#### RAW DATA
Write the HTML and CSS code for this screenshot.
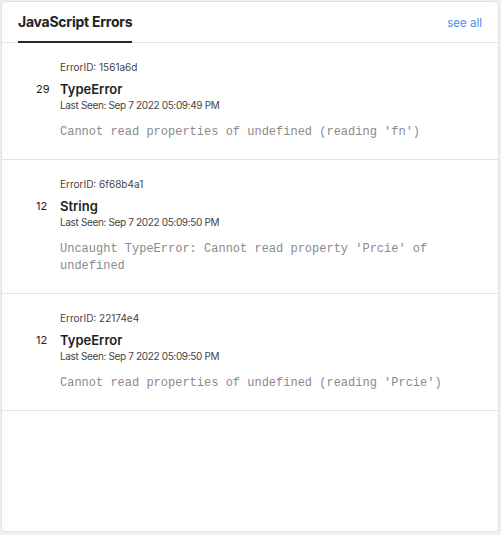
FILE: index.html
```html
<!DOCTYPE html>
<html>
<head>
<meta charset="utf-8">
<link rel="stylesheet" href="styles.css">
</head>
<body>
<div class="card">
  <div class="header">
    <div class="tab">JavaScript Errors</div>
    <a class="see-all">see all</a>
  </div>
  <div class="row">
    <div class="count"></div>
    <div class="eid">ErrorID: 1561a6d</div>
    <div class="count">29</div>
    <div class="name">TypeError</div>
    <div></div>
    <div class="seen">Last Seen: Sep 7 2022 05:09:49 PM</div>
    <div></div>
    <div class="msg">Cannot read properties of undefined (reading 'fn')</div>
  </div>
  <div class="row">
    <div class="count"></div>
    <div class="eid">ErrorID: 6f68b4a1</div>
    <div class="count">12</div>
    <div class="name">String</div>
    <div></div>
    <div class="seen">Last Seen: Sep 7 2022 05:09:50 PM</div>
    <div></div>
    <div class="msg">Uncaught TypeError: Cannot read property 'Prcie' of undefined</div>
  </div>
  <div class="row">
    <div class="count"></div>
    <div class="eid">ErrorID: 22174e4</div>
    <div class="count">12</div>
    <div class="name">TypeError</div>
    <div></div>
    <div class="seen">Last Seen: Sep 7 2022 05:09:50 PM</div>
    <div></div>
    <div class="msg">Cannot read properties of undefined (reading 'Prcie')</div>
  </div>
</div>
</body>
</html>
```
FILE: styles.css
```css
html, body {
  margin: 0;
  padding: 0;
  background: #efefef;
}
body {
  padding: 1px 2px 0 1px;
  font-family: Inter, "Noto Sans", sans-serif;
  color: #222;
}
.card {
  background: #fff;
  border: 1px solid #e2e2e2;
  border-radius: 4px;
  box-sizing: border-box;
  height: 531px;
}
.header {
  display: flex;
  justify-content: space-between;
  align-items: flex-end;
  height: 40px;
  border-bottom: 1px solid #e4e4e4;
  padding: 0 16px 0 16px;
}
.tab {
  font-size: 14px;
  font-weight: 700;
  color: #222;
  line-height: 18px;
  padding-bottom: 10px;
  border-bottom: 2px solid #2a2a2a;
  margin-bottom: -1px;
  letter-spacing: -0.25px;
}
.see-all {
  font-size: 11.5px;
  line-height: 14px;
  color: #4b8fea;
  align-self: flex-start;
  margin-top: 14px;
}
.row {
  display: grid;
  grid-template-columns: 24px 1fr;
  padding: 17px 40px 18px 34px;
  border-bottom: 1px solid #e4e4e4;
}
.eid {
  font-size: 10px;
  color: #444;
  line-height: 14px;
  margin-bottom: 7px;
}
.count {
  font-size: 11px;
  color: #222;
  line-height: 16px;
}
.name {
  font-size: 13px;
  font-weight: 600;
  color: #222;
  line-height: 16px;
}
.seen {
  font-size: 10px;
  color: #444;
  line-height: 14px;
  margin-top: 1px;
  margin-bottom: 12px;
  letter-spacing: -0.35px;
}
.msg {
  font-family: "Liberation Mono", "Courier New", monospace;
  font-size: 12px;
  color: #8a8a8a;
  line-height: 17px;
}
```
########
## DIRECTIVE:
Return to the listing above and set it down exactly, leaving out its pictures.

## TASK ANSWER:
Write the HTML and CSS code for this screenshot.
FILE: index.html
```html
<!DOCTYPE html>
<html>
<head>
<meta charset="utf-8">
<link rel="stylesheet" href="styles.css">
</head>
<body>
<div class="card">
  <div class="header">
    <div class="tab">JavaScript Errors</div>
    <a class="see-all">see all</a>
  </div>
  <div class="row">
    <div class="count"></div>
    <div class="eid">ErrorID: 1561a6d</div>
    <div class="count">29</div>
    <div class="name">TypeError</div>
    <div></div>
    <div class="seen">Last Seen: Sep 7 2022 05:09:49 PM</div>
    <div></div>
    <div class="msg">Cannot read properties of undefined (reading 'fn')</div>
  </div>
  <div class="row">
    <div class="count"></div>
    <div class="eid">ErrorID: 6f68b4a1</div>
    <div class="count">12</div>
    <div class="name">String</div>
    <div></div>
    <div class="seen">Last Seen: Sep 7 2022 05:09:50 PM</div>
    <div></div>
    <div class="msg">Uncaught TypeError: Cannot read property 'Prcie' of undefined</div>
  </div>
  <div class="row">
    <div class="count"></div>
    <div class="eid">ErrorID: 22174e4</div>
    <div class="count">12</div>
    <div class="name">TypeError</div>
    <div></div>
    <div class="seen">Last Seen: Sep 7 2022 05:09:50 PM</div>
    <div></div>
    <div class="msg">Cannot read properties of undefined (reading 'Prcie')</div>
  </div>
</div>
</body>
</html>
```
FILE: styles.css
```css
html, body {
  margin: 0;
  padding: 0;
  background: #efefef;
}
body {
  padding: 1px 2px 0 1px;
  font-family: Inter, "Noto Sans", sans-serif;
  color: #222;
}
.card {
  background: #fff;
  border: 1px solid #e2e2e2;
  border-radius: 4px;
  box-sizing: border-box;
  height: 531px;
}
.header {
  display: flex;
  justify-content: space-between;
  align-items: flex-end;
  height: 40px;
  border-bottom: 1px solid #e4e4e4;
  padding: 0 16px 0 16px;
}
.tab {
  font-size: 14px;
  font-weight: 700;
  color: #222;
  line-height: 18px;
  padding-bottom: 10px;
  border-bottom: 2px solid #2a2a2a;
  margin-bottom: -1px;
  letter-spacing: -0.25px;
}
.see-all {
  font-size: 11.5px;
  line-height: 14px;
  color: #4b8fea;
  align-self: flex-start;
  margin-top: 14px;
}
.row {
  display: grid;
  grid-template-columns: 24px 1fr;
  padding: 17px 40px 18px 34px;
  border-bottom: 1px solid #e4e4e4;
}
.eid {
  font-size: 10px;
  color: #444;
  line-height: 14px;
  margin-bottom: 7px;
}
.count {
  font-size: 11px;
  color: #222;
  line-height: 16px;
}
.name {
  font-size: 13px;
  font-weight: 600;
  color: #222;
  line-height: 16px;
}
.seen {
  font-size: 10px;
  color: #444;
  line-height: 14px;
  margin-top: 1px;
  margin-bottom: 12px;
  letter-spacing: -0.35px;
}
.msg {
  font-family: "Liberation Mono", "Courier New", monospace;
  font-size: 12px;
  color: #8a8a8a;
  line-height: 17px;
}
```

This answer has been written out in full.